Having muscles doesn't really impress me because i can get that in 1 to 2 years; and i am already on my way with exercise programs that i just started. I have the mental discipline to do the same thing over and over again and stick to a plan of action. So what do you have going that will impress me? That i won't achieve in 2 years datamining RVF? Basically nothing.
Some were making argument about higher T levels from sport, but then there are threads after threads by Jared talking about higher T men getting used and disposed off by women. All that high T levels couldn't translate into alphaness due to their wrecked psychology from being raised by single moms.
That is why i like Sooth's brilliant summation.
Quote: (01-08-2016 08:12 AM)Sooth Wrote:
Brains by themselves are not better than brawn in regards to attracting women. Brains alone are worthless when it comes to women.

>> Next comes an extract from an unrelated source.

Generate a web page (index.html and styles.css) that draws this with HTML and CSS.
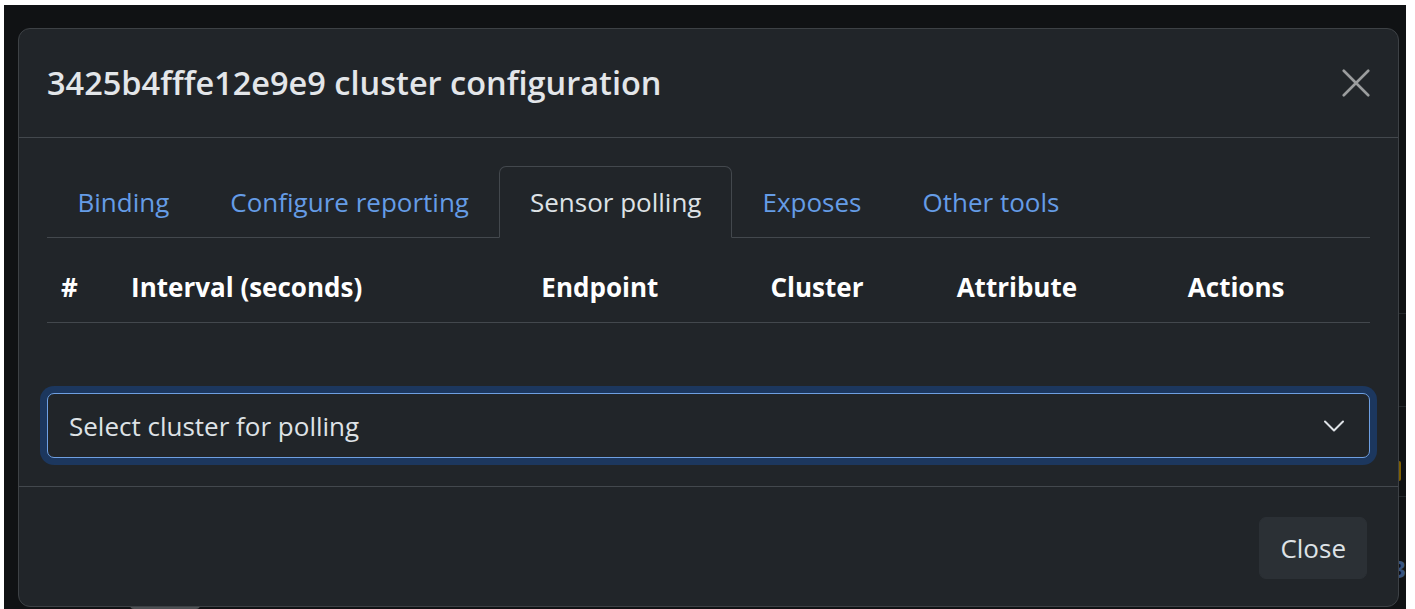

You have to apply brains to the physical world in the form of work, creating some value and only then will you be attractive.
Women are value thieves, not knowledge thieves.
The lesson i took from that is, you can have all the brain(einstein) or brawn(athlete) in the world, but if you don't translate it into the real world, you will get played by bitches. "Women are value thieves, not knowledge thieves". That was the best insight i read on this thread.
I don't mind jokes and being made fun of, but then you should expect me to make fun of you right back; and i expect you to not run to daddy figure(moderators) for help and started crying "troll!", "troll!", "troll!". If you dish it out, you have to be able to take it, like men. This is my mentality, but them i came from the highly competitive field of hard sciences at Ivy Leagues; so perhaps it is different where you came from.
But i completely agree with you about adding value. As I get more comfortable here i will write about my experience in academia, how to navigate it, and why i have come to dislike western white women.